Juneau celebrates Labor Day

“Genius begins great works; labor alone finishes them.” Those words come from the 18th Century French Moralist, Joseph Joubert.

You could say it this way:

“While they have the ideas, those ideas don’t translate into action unless there’s skilled labor to help them do it.”

That’s Alaska Public Employees Association business agent Pete Ford, one of several members of Juneau’s Central Labor Council that puts on the annual community picnic each Labor Day.

Labor organization signs hang from the Sandy Beach shelter during the annual Labor day picnic.
Monday’s was the sixth since the Council got the idea and it’s grown every year. Ford says they planned on food for four hundred people, but that wasn’t enough to feed all those who came.

Union signs hang outside the Sandy Beach shelter; inside, political candidates line up to thank Juneau workers and remind them to vote in the upcoming fall elections.

This Labor Day picnic is not just the last hurrah of summer, which the federal holiday seems to have become in many places. Labor Day was born out of the union movement and the effort to improve workers’ conditions in the 19th century.

Union signs flank the grill area where hotdogs, hamburgers, chicken and salmon were on the menu.
To the guys flipping burgers at Juneau’s picnic in 2012, that should not be forgotten.

“Labor Day is a celebration of the people who built this fine county,” says Local 71 business agent Tom Brice, and Central Labor Council member. “Not Democrat or Republican, but the working people of America and the working people, in this case, of Alaska and Juneau.”
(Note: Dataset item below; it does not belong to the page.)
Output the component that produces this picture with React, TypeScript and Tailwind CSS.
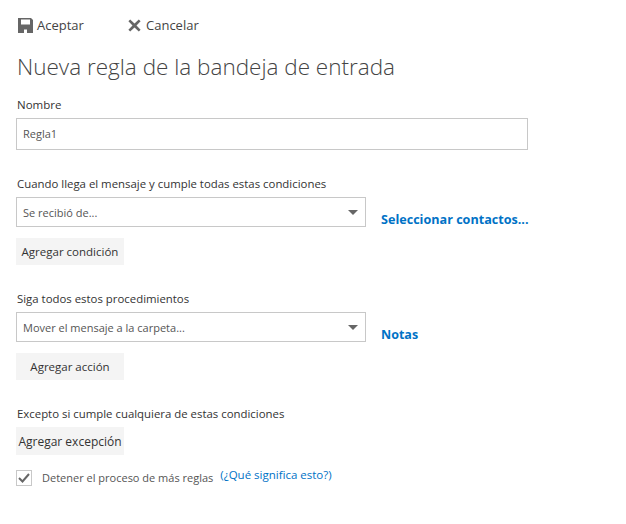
const font = { fontFamily: '"Open Sans", "Noto Sans", sans-serif' };

function SaveIcon() {
  return (
    <svg width="15" height="15" viewBox="0 0 15 15" className="text-[#666666] -translate-y-px">
      <path
        fill="currentColor"
        fillRule="evenodd"
        d="M0 0h13L15 2V15H0V0zM3 1.5v5h9v-5H3zM6 11.5v3.5h3v-3.5H6z"
      />
    </svg>
  );
}

function CloseIcon() {
  return (
    <svg width="13" height="13" viewBox="0 0 13 13" className="text-[#666666] -translate-y-px">
      <path fill="currentColor" d="M2.2 0.4 6.5 4.4 10.8 0.4 12.6 2.2 8.5 6.5 12.6 10.8 10.8 12.6 6.5 8.6 2.2 12.6 0.4 10.8 4.5 6.5 0.4 2.2z" />
    </svg>
  );
}

function FakeSelect({ value }: { value: string }) {
  return (
    <div className="flex items-center justify-between w-[350px] h-[30px] border border-[#c8c8c8] bg-white pl-[6px] pr-[7px] flex-shrink-0">
      <span className="text-[11px] text-[#555555] leading-none">{value}</span>
      <span className="w-0 h-0 border-l-[5px] border-r-[5px] border-t-[5px] border-l-transparent border-r-transparent border-t-[#666666]" />
    </div>
  );
}

function GrayButton({ label }: { label: string }) {
  return (
    <div className="flex items-center justify-center w-[108px] h-[27px] bg-[#f4f4f4] text-[11.5px] text-[#333333] whitespace-nowrap">
      {label}
    </div>
  );
}

export default function App() {
  return (
    <div className="w-[626px] h-[524px] bg-white px-4 pt-[18px] overflow-hidden" style={font}>
      {/* Toolbar */}
      <div className="flex items-center h-[16px] pl-[2px]">
        <div className="flex items-center gap-[4px] w-[110px]">
          <SaveIcon />
          <span className="text-[13px] text-[#444444]">Aceptar</span>
        </div>
        <div className="flex items-center gap-[5px]">
          <CloseIcon />
          <span className="text-[13px] text-[#444444]">Cancelar</span>
        </div>
      </div>

      <h1 className="mt-[16px] h-[33px] pl-[1px] text-[22.5px] leading-[33px] font-light text-[#444444] whitespace-nowrap">
        Nueva regla de la bandeja de entrada
      </h1>

      {/* Nombre */}
      <div className="mt-[14px] pl-[1px] text-[11.5px] leading-[16px] text-[#333333]">Nombre</div>
      <div className="mt-[5px] flex items-center w-[512px] h-[32px] border border-[#c8c8c8] pl-[6px] text-[11px] text-[#555555]">
        Regla1
      </div>

      {/* Condiciones */}
      <div className="mt-[26px] pl-[1px] text-[11.4px] leading-[16px] text-[#333333]">
        Cuando llega el mensaje y cumple todas estas condiciones
      </div>
      <div className="mt-[5px] flex items-end gap-[15px]">
        <FakeSelect value="Se recibió de..." />
        <a className="translate-y-px text-[12.6px] font-bold text-[#0072c6] whitespace-nowrap leading-[16px]">Seleccionar contactos...</a>
      </div>
      <div className="mt-[11px]">
        <GrayButton label="Agregar condición" />
      </div>

      {/* Procedimientos */}
      <div className="mt-[26px] pl-[1px] text-[11.4px] leading-[16px] text-[#333333]">Siga todos estos procedimientos</div>
      <div className="mt-[5px] flex items-end gap-[15px]">
        <FakeSelect value="Mover el mensaje a la carpeta..." />
        <a className="translate-y-px text-[12.5px] font-bold text-[#0072c6] leading-[16px]">Notas</a>
      </div>
      <div className="mt-[11px]">
        <GrayButton label="Agregar acción" />
      </div>

      {/* Excepciones */}
      <div className="mt-[26px] pl-[1px] text-[11.4px] leading-[16px] text-[#333333]">
        Excepto si cumple cualquiera de estas condiciones
      </div>
      <div className="mt-[5px]">
        <div className="flex items-center justify-center w-[108px] h-[28px] pt-[2px] bg-[#f4f4f4] text-[12px] text-[#333333] whitespace-nowrap">
          Agregar excepción
        </div>
      </div>

      <div className="mt-[15px] flex items-start">
        <div className="flex items-center justify-center w-[16px] h-[16px] border border-[#c8c8c8]">
          <svg width="12" height="10" viewBox="0 0 12 10" className="text-[#666666]">
            <path fill="none" stroke="currentColor" strokeWidth="2" d="M1 5 4.5 8.5 11 1" />
          </svg>
        </div>
        <span className="ml-[10px] text-[11px] leading-[16px] text-[#555555] whitespace-nowrap">
          Detener el proceso de más reglas
        </span>
        <a className="ml-[7px] -mt-[3px] text-[11.5px] leading-[16px] text-[#0072c6] whitespace-nowrap">
          (¿Qué significa esto?)
        </a>
      </div>
    </div>
  );
}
Around the country, the labor movement has lost strength over the last four decades. Union membership and union influence have decreased. Twenty-three states are now considered “right to work,” with laws that prohibit union security agreements.

Alaska has strong labor laws and Brice says it’s important the young state remains pro-union, especially because of the “seasonality of the work that we have. The cost associated with health care, the cost of living. Those very factors that Alaska’s working people face require that we have good health care, benefits and pensions,”. Brice says.

Right to work legislation was filed in the Alaska Legislature last year and though it made little progress, Ford is concerned that labor union strength in Alaska may be waning.

“The state has shifted to a more conservative mentality as construction has died down. Construction is what usually drives labor unions and involvement in labor unions. And after the plant, if you will, is built and things are humming along, people seem to forget how they got there,” Ford says. “We need to recreate a situation where there is better balance and equality when we go to the bargaining table and that the rights of both the workers as well as the owner are being observed.”

In Alaska, the AFL-CIO – an umbrella federation — represents about 60,000 members in some 50 affiliated unions statewide, including state workers. More than 15,000 employees of the state of Alaska are represented by unions.

According to the U.S. Bureau of Labor Statistics, 14.8 million workers in the country were represented by labor unions last year, about 11.8 percent of the workforce.